When this happened, a divine spark went through me. It hit me that we are on the cusp of something totally different. AI is really changing the world, but not in the way most people approach it.
I figure that currently people approach AI with maximum optimism (total adoption) or maximum pessimism (total avoidance). There are those who imagine a future where AI takes over everything and humans and everything about us is stolen or lost. Then there are those who are out to preserve everything human and ensure AI takes nothing from us.
Intersections Thinking
When I was younger, again, as a curious student at university, I chanced upon Steve Jobs and that became a life-defining experience. I must confess that I started to model myself around Steve Jobs. I watched and read everything Steve Jobs; I wanted to embody the Steve Jobs thinking. One of the outstanding bits was that Steve Jobs lived on the intersection of the sciences and the humanities.
I take the same approach to AI and Humans. The real magic is going to happen at the intersection. As humans use AI to supercharge themselves, and as AI capitalizes on humans to even getter better. In the end, we are unlocking a future we cannot even imagine. This is not to deny the inherent risks with AI, but to show the approach that we should be taking.

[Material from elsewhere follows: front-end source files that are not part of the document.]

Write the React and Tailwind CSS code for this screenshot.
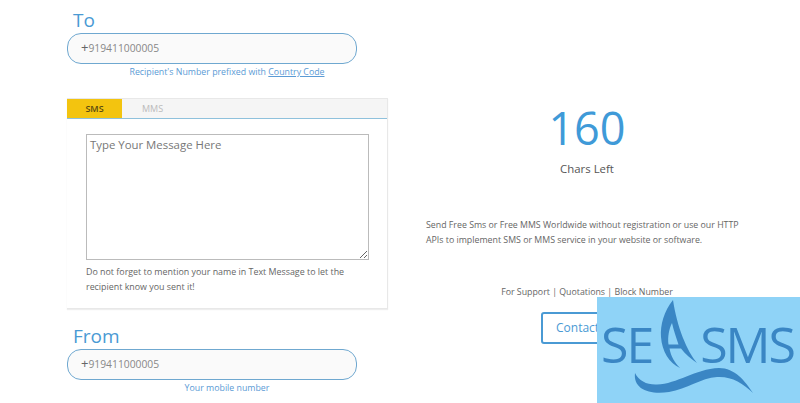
import React from "react";

const font = { fontFamily: '"Open Sans", sans-serif' };

const NumberField = ({ label, hint }) => (
  <div className="w-[321px]">
    <h3 className="h-[33px] pl-[6px] pt-[8px] text-[19px] leading-[24px] text-[#4a9ad4]">{label}</h3>
    <div className="flex h-[31px] w-[290px] items-center rounded-[14px] border border-[#6fa8d0] bg-[#fafafa] pl-[13px] text-[10.3px] text-[#888]">
      <span className="-mt-[2px] text-[13px] leading-none text-[#666]">+</span>
      <span>919411000005</span>
    </div>
    <p className="mt-[1px] w-[320px] text-center text-[8.8px] leading-[15px] text-[#5b9bd5]">{hint}</p>
  </div>
);

export default function App() {
  return (
    <div className="flex h-[403px] w-[800px] overflow-hidden bg-white" style={font}>
      <div className="ml-[67px] w-[321px]">
        <NumberField
          label="To"
          hint={
            <>
              Recipient's Number prefixed with <a className="underline">Country Code</a>
            </>
          }
        />

        <div className="mt-[18px] h-[211px] border border-t-0 border-l-0 border-[#e8e8e8] shadow-[0_1px_1px_#eee]">
          <div className="flex h-[21px] border-t border-b border-[#e8e8e8] border-b-[#8fc1dc] bg-[#f5f5f5] text-[9px] font-semibold">
            <div className="flex w-[55px] items-center justify-center bg-[#f3c40f] text-[#5a4a10]">SMS</div>
            <div className="flex w-[61px] items-center justify-center font-normal text-[#bbb]">MMS</div>
          </div>
          <div className="px-[19px] pt-[15px]">
            <textarea
              readOnly
              placeholder="Type Your Message Here"
              className="block h-[126px] w-[283px] border border-[#bbb] px-[3px] py-[1px] text-[11.4px] leading-[17px] placeholder:text-[#777]"
            />
            <p className="mt-[4px] w-[283px] text-[8.9px] leading-[15px] text-[#666]">
              Do not forget to mention your name in Text Message to let the recipient know you sent it!
            </p>
          </div>
        </div>

        <div className="mt-[7px]">
          <NumberField label="From" hint="Your mobile number" />
        </div>
      </div>

      <div className="ml-[38px] flex w-[322px] flex-col">
        <div className="mt-[95px] text-center text-[45px] leading-[65px] text-[#3f9ad8]">160</div>
        <div className="mt-[1px] text-center text-[11.4px] leading-[16px] text-[#555]">Chars Left</div>
        <p className="mt-[41px] text-[8.8px] leading-[15px] text-[#666]">
          Send Free Sms or Free MMS Worldwide without registration or use our HTTP APIs to implement SMS or MMS service in your website or software.
        </p>
        <p className="mt-[37px] text-center text-[8.8px] leading-[15px] text-[#666]">For Support | Quotations | Block Number</p>
        <button className="mt-[12px] ml-[115px] flex h-[32px] w-[120px] items-center rounded-[3px] border-2 border-[#4a9ad4] pl-[13px] text-[12px] text-[#4a9ad4]">
          Contact Us
        </button>
      </div>

      {/* logo sits over the page corner */}
      <div className="absolute left-[597px] top-[297px] h-[106px] w-[203px] overflow-hidden bg-[#8fd3f7] text-[#3a86c4]">
        <div className="flex h-[74px] items-end pl-[4px] text-[50px] leading-[54px] tracking-[-2px]">
          <span>SE</span>
          <span className="w-[48px]" />
          <span>SMS</span>
        </div>
        <svg className="absolute left-0 top-0" width="203" height="106" viewBox="0 0 203 106" fill="currentColor" fillRule="evenodd">
          <path d="M76 3 C67 14 63 28 64 40 C65 54 72 66 83 71 C78 66 74 60 72.5 51.5 L84 51.5 C88 57 94 62 100 66 C90 54 80 30 76 3 Z M75 26 C72 32 70.5 40 71.5 47.5 L81.5 47.5 C79 40 76.5 33 75 26 Z" />
          <path d="M38 76 C42 84 50 88 60 87.5 C80 87 98 72 122 71 C138 71 148 84 156 96 C146 86 134 79 120 80 C104 81 90 92 72 95 C52 98 36 92 38 76 Z" />
        </svg>
      </div>
    </div>
  );
}
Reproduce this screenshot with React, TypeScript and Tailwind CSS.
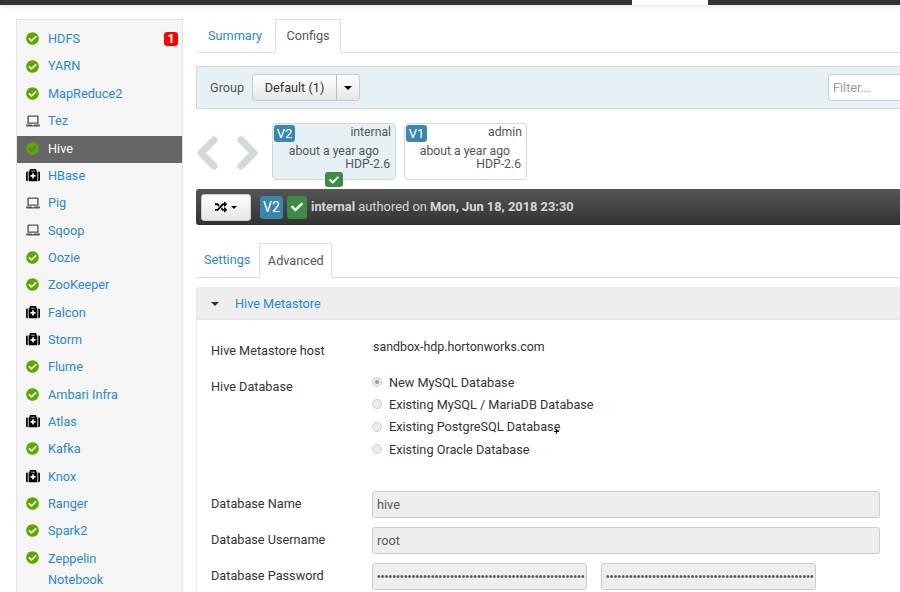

It means, instead of teachers fearing that AI will take their jobs, AI will instead create a new version of teachers. Although we’ve watched dystopian movies about cyborgs, but I imagine that the future is going to trend towards cyborgs – the marriage of man and machine, the union of human and artificial intelligence. That union will produce an advantaged form of intelligence that will combat many problems that we’d failed to solve for in the past.